• SET EXERCISE:
Return all of the data exactly, with nothing left out but the pictures.

• DATA LINES:

▼▼▼

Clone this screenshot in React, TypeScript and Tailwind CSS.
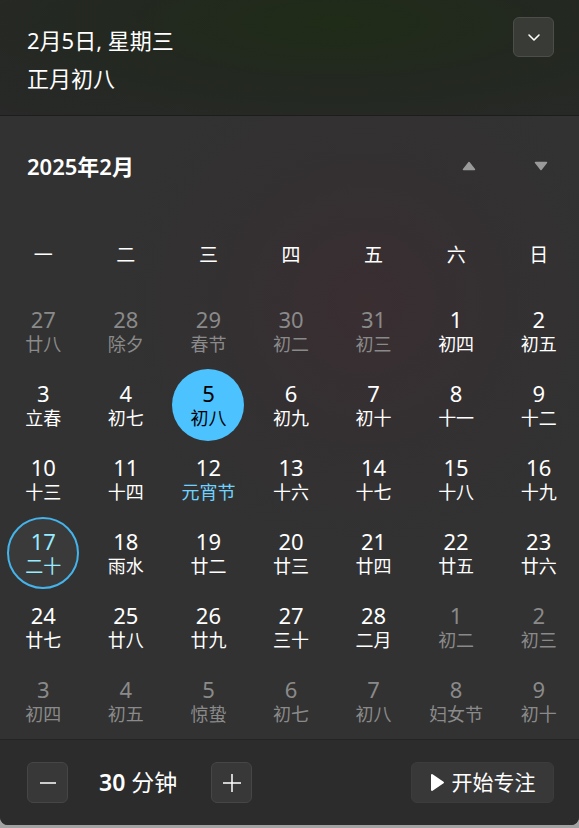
import React from "react";

type Day = { n: number; l: string; o?: boolean; today?: boolean; ring?: boolean; fest?: boolean };

const weeks: Day[][] = [
  [
    { n: 27, l: "廿八", o: true },
    { n: 28, l: "除夕", o: true },
    { n: 29, l: "春节", o: true },
    { n: 30, l: "初二", o: true },
    { n: 31, l: "初三", o: true },
    { n: 1, l: "初四" },
    { n: 2, l: "初五" },
  ],
  [
    { n: 3, l: "立春" },
    { n: 4, l: "初七" },
    { n: 5, l: "初八", today: true },
    { n: 6, l: "初九" },
    { n: 7, l: "初十" },
    { n: 8, l: "十一" },
    { n: 9, l: "十二" },
  ],
  [
    { n: 10, l: "十三" },
    { n: 11, l: "十四" },
    { n: 12, l: "元宵节", fest: true },
    { n: 13, l: "十六" },
    { n: 14, l: "十七" },
    { n: 15, l: "十八" },
    { n: 16, l: "十九" },
  ],
  [
    { n: 17, l: "二十", ring: true },
    { n: 18, l: "雨水" },
    { n: 19, l: "廿二" },
    { n: 20, l: "廿三" },
    { n: 21, l: "廿四" },
    { n: 22, l: "廿五" },
    { n: 23, l: "廿六" },
  ],
  [
    { n: 24, l: "廿七" },
    { n: 25, l: "廿八" },
    { n: 26, l: "廿九" },
    { n: 27, l: "三十" },
    { n: 28, l: "二月" },
    { n: 1, l: "初二", o: true },
    { n: 2, l: "初三", o: true },
  ],
  [
    { n: 3, l: "初四", o: true },
    { n: 4, l: "初五", o: true },
    { n: 5, l: "惊蛰", o: true },
    { n: 6, l: "初七", o: true },
    { n: 7, l: "初八", o: true },
    { n: 8, l: "妇女节", o: true },
    { n: 9, l: "初十", o: true },
  ],
];

const weekdays = ["一", "二", "三", "四", "五", "六", "日"];

const DayCell: React.FC<{ d: Day }> = ({ d }) => {
  let box = "";
  let num = "text-white";
  let lunar = "text-white";
  if (d.o) {
    num = "text-[#8a8a8a]";
    lunar = "text-[#8a8a8a]";
  }
  if (d.fest) lunar = "text-[#6fd3ff]";
  if (d.today) {
    box = "bg-[#4cc2ff]";
    num = "text-black";
    lunar = "text-black";
  }
  if (d.ring) {
    box = "border-2 border-[#44b4ec] bg-[#3a3a3a]";
    num = "text-[#99ebff]";
    lunar = "text-[#99ebff]";
  }
  return (
    <div className="flex items-center justify-center">
      <div className={`flex h-[72px] w-[72px] flex-col items-center justify-center rounded-full ${box}`}>
        <span className={`text-[22px] leading-[25px] ${num}`}>{d.n}</span>
        <span className={`text-[18px] leading-[24px] ${lunar}`}>{d.l}</span>
      </div>
    </div>
  );
};

export default function App() {
  return (
    <div
      className="h-[828px] w-[579px] bg-[#a3a3a3]"
      style={{ fontFamily: '"Noto Sans", "Noto Sans CJK SC", sans-serif' }}
    >
      <div className="flex h-[825px] flex-col overflow-hidden rounded-b-[8px] bg-[#323232]">
        {/* header */}
        <div className="flex h-[116px] shrink-0 items-start justify-between border-b border-[#1d1d1d] bg-[radial-gradient(ellipse_at_58%_20%,#1f2c17_0%,#232820_45%,#282928_100%)] pl-[27px] pr-[25px] pt-[17px]">
          <div className="pt-[4px] text-[22px] leading-[38px] text-white">
            <div>2月5日, 星期三</div>
            <div>正月初八</div>
          </div>
          <button className="flex h-[40px] w-[41px] items-center justify-center rounded-[6px] border border-[#4c4e4a] bg-[#393b37]">
            <svg width="14" height="9" viewBox="0 0 14 9" fill="none">
              <path d="M2 2l5 5 5-5" stroke="white" strokeWidth="1.6" strokeLinecap="round" strokeLinejoin="round" />
            </svg>
          </button>
        </div>

        {/* body */}
        <div className="flex-1 bg-[radial-gradient(circle_at_63%_30%,#3a2e31_0%,#343032_22%,#323232_45%)]">
          <div className="mt-[25px] flex h-[50px] items-center justify-between pl-[27px] pr-[2px]">
            <span className="text-[22px] font-semibold text-white">2025年2月</span>
            <div className="flex items-center">
              <div className="flex w-[72px] justify-center">
                <svg width="14" height="10" viewBox="0 0 14 10">
                  <path d="M7 1.5L12.5 8.5H1.5Z" fill="#9a9a9a" stroke="#9a9a9a" strokeWidth="1.5" strokeLinejoin="round" />
                </svg>
              </div>
              <div className="flex w-[72px] justify-center">
                <svg width="14" height="10" viewBox="0 0 14 10">
                  <path d="M7 8.5L12.5 1.5H1.5Z" fill="#9a9a9a" stroke="#9a9a9a" strokeWidth="1.5" strokeLinejoin="round" />
                </svg>
              </div>
            </div>
          </div>

          <div className="ml-[2px] mt-[44px] grid h-[40px] w-[578px] grid-cols-7">
            {weekdays.map((w) => (
              <div key={w} className="flex items-center justify-center text-[19px] text-white">
                {w}
              </div>
            ))}
          </div>

          <div className="ml-[2px] mt-[19px] w-[578px]">
            {weeks.map((row, i) => (
              <div key={i} className="grid h-[74px] grid-cols-7">
                {row.map((d, j) => (
                  <DayCell key={j} d={d} />
                ))}
              </div>
            ))}
          </div>
        </div>

        {/* footer */}
        <div className="flex h-[86px] shrink-0 items-center justify-between border-t border-[#242424] bg-[#2c2c2c] pl-[27px] pr-[25px]">
          <div className="flex items-center">
            <button className="flex h-[41px] w-[41px] items-center justify-center rounded-[6px] border border-[#464646] bg-[#383838]">
              <svg width="16" height="2" viewBox="0 0 16 2">
                <path d="M0 1h16" stroke="white" strokeWidth="1.5" />
              </svg>
            </button>
            <div className="ml-[31px] w-[112px] text-[23px] text-white">
              <span className="font-semibold">30</span> 分钟
            </div>
            <button className="flex h-[41px] w-[41px] items-center justify-center rounded-[6px] border border-[#464646] bg-[#383838]">
              <svg width="18" height="18" viewBox="0 0 18 18">
                <path d="M0 9h18M9 0v18" stroke="white" strokeWidth="1.5" />
              </svg>
            </button>
          </div>
          <button className="flex h-[41px] w-[143px] items-center justify-center gap-[7px] rounded-[6px] border border-[#3c3c3c] bg-[#383838] text-[21px] text-white">
            <svg width="15" height="19" viewBox="0 0 15 19">
              <path d="M2 2L13 9.5L2 17Z" fill="white" stroke="white" strokeWidth="2" strokeLinejoin="round" />
            </svg>
            开始专注
          </button>
        </div>
      </div>
    </div>
  );
}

▲▲▲

• SOLUTION FOR THIS PROBLEM:
Clone this screenshot in React, TypeScript and Tailwind CSS.
import React from "react";

type Day = { n: number; l: string; o?: boolean; today?: boolean; ring?: boolean; fest?: boolean };

const weeks: Day[][] = [
  [
    { n: 27, l: "廿八", o: true },
    { n: 28, l: "除夕", o: true },
    { n: 29, l: "春节", o: true },
    { n: 30, l: "初二", o: true },
    { n: 31, l: "初三", o: true },
    { n: 1, l: "初四" },
    { n: 2, l: "初五" },
  ],
  [
    { n: 3, l: "立春" },
    { n: 4, l: "初七" },
    { n: 5, l: "初八", today: true },
    { n: 6, l: "初九" },
    { n: 7, l: "初十" },
    { n: 8, l: "十一" },
    { n: 9, l: "十二" },
  ],
  [
    { n: 10, l: "十三" },
    { n: 11, l: "十四" },
    { n: 12, l: "元宵节", fest: true },
    { n: 13, l: "十六" },
    { n: 14, l: "十七" },
    { n: 15, l: "十八" },
    { n: 16, l: "十九" },
  ],
  [
    { n: 17, l: "二十", ring: true },
    { n: 18, l: "雨水" },
    { n: 19, l: "廿二" },
    { n: 20, l: "廿三" },
    { n: 21, l: "廿四" },
    { n: 22, l: "廿五" },
    { n: 23, l: "廿六" },
  ],
  [
    { n: 24, l: "廿七" },
    { n: 25, l: "廿八" },
    { n: 26, l: "廿九" },
    { n: 27, l: "三十" },
    { n: 28, l: "二月" },
    { n: 1, l: "初二", o: true },
    { n: 2, l: "初三", o: true },
  ],
  [
    { n: 3, l: "初四", o: true },
    { n: 4, l: "初五", o: true },
    { n: 5, l: "惊蛰", o: true },
    { n: 6, l: "初七", o: true },
    { n: 7, l: "初八", o: true },
    { n: 8, l: "妇女节", o: true },
    { n: 9, l: "初十", o: true },
  ],
];

const weekdays = ["一", "二", "三", "四", "五", "六", "日"];

const DayCell: React.FC<{ d: Day }> = ({ d }) => {
  let box = "";
  let num = "text-white";
  let lunar = "text-white";
  if (d.o) {
    num = "text-[#8a8a8a]";
    lunar = "text-[#8a8a8a]";
  }
  if (d.fest) lunar = "text-[#6fd3ff]";
  if (d.today) {
    box = "bg-[#4cc2ff]";
    num = "text-black";
    lunar = "text-black";
  }
  if (d.ring) {
    box = "border-2 border-[#44b4ec] bg-[#3a3a3a]";
    num = "text-[#99ebff]";
    lunar = "text-[#99ebff]";
  }
  return (
    <div className="flex items-center justify-center">
      <div className={`flex h-[72px] w-[72px] flex-col items-center justify-center rounded-full ${box}`}>
        <span className={`text-[22px] leading-[25px] ${num}`}>{d.n}</span>
        <span className={`text-[18px] leading-[24px] ${lunar}`}>{d.l}</span>
      </div>
    </div>
  );
};

export default function App() {
  return (
    <div
      className="h-[828px] w-[579px] bg-[#a3a3a3]"
      style={{ fontFamily: '"Noto Sans", "Noto Sans CJK SC", sans-serif' }}
    >
      <div className="flex h-[825px] flex-col overflow-hidden rounded-b-[8px] bg-[#323232]">
        {/* header */}
        <div className="flex h-[116px] shrink-0 items-start justify-between border-b border-[#1d1d1d] bg-[radial-gradient(ellipse_at_58%_20%,#1f2c17_0%,#232820_45%,#282928_100%)] pl-[27px] pr-[25px] pt-[17px]">
          <div className="pt-[4px] text-[22px] leading-[38px] text-white">
            <div>2月5日, 星期三</div>
            <div>正月初八</div>
          </div>
          <button className="flex h-[40px] w-[41px] items-center justify-center rounded-[6px] border border-[#4c4e4a] bg-[#393b37]">
            <svg width="14" height="9" viewBox="0 0 14 9" fill="none">
              <path d="M2 2l5 5 5-5" stroke="white" strokeWidth="1.6" strokeLinecap="round" strokeLinejoin="round" />
            </svg>
          </button>
        </div>

        {/* body */}
        <div className="flex-1 bg-[radial-gradient(circle_at_63%_30%,#3a2e31_0%,#343032_22%,#323232_45%)]">
          <div className="mt-[25px] flex h-[50px] items-center justify-between pl-[27px] pr-[2px]">
            <span className="text-[22px] font-semibold text-white">2025年2月</span>
            <div className="flex items-center">
              <div className="flex w-[72px] justify-center">
                <svg width="14" height="10" viewBox="0 0 14 10">
                  <path d="M7 1.5L12.5 8.5H1.5Z" fill="#9a9a9a" stroke="#9a9a9a" strokeWidth="1.5" strokeLinejoin="round" />
                </svg>
              </div>
              <div className="flex w-[72px] justify-center">
                <svg width="14" height="10" viewBox="0 0 14 10">
                  <path d="M7 8.5L12.5 1.5H1.5Z" fill="#9a9a9a" stroke="#9a9a9a" strokeWidth="1.5" strokeLinejoin="round" />
                </svg>
              </div>
            </div>
          </div>

          <div className="ml-[2px] mt-[44px] grid h-[40px] w-[578px] grid-cols-7">
            {weekdays.map((w) => (
              <div key={w} className="flex items-center justify-center text-[19px] text-white">
                {w}
              </div>
            ))}
          </div>

          <div className="ml-[2px] mt-[19px] w-[578px]">
            {weeks.map((row, i) => (
              <div key={i} className="grid h-[74px] grid-cols-7">
                {row.map((d, j) => (
                  <DayCell key={j} d={d} />
                ))}
              </div>
            ))}
          </div>
        </div>

        {/* footer */}
        <div className="flex h-[86px] shrink-0 items-center justify-between border-t border-[#242424] bg-[#2c2c2c] pl-[27px] pr-[25px]">
          <div className="flex items-center">
            <button className="flex h-[41px] w-[41px] items-center justify-center rounded-[6px] border border-[#464646] bg-[#383838]">
              <svg width="16" height="2" viewBox="0 0 16 2">
                <path d="M0 1h16" stroke="white" strokeWidth="1.5" />
              </svg>
            </button>
            <div className="ml-[31px] w-[112px] text-[23px] text-white">
              <span className="font-semibold">30</span> 分钟
            </div>
            <button className="flex h-[41px] w-[41px] items-center justify-center rounded-[6px] border border-[#464646] bg-[#383838]">
              <svg width="18" height="18" viewBox="0 0 18 18">
                <path d="M0 9h18M9 0v18" stroke="white" strokeWidth="1.5" />
              </svg>
            </button>
          </div>
          <button className="flex h-[41px] w-[143px] items-center justify-center gap-[7px] rounded-[6px] border border-[#3c3c3c] bg-[#383838] text-[21px] text-white">
            <svg width="15" height="19" viewBox="0 0 15 19">
              <path d="M2 2L13 9.5L2 17Z" fill="white" stroke="white" strokeWidth="2" strokeLinejoin="round" />
            </svg>
            开始专注
          </button>
        </div>
      </div>
    </div>
  );
}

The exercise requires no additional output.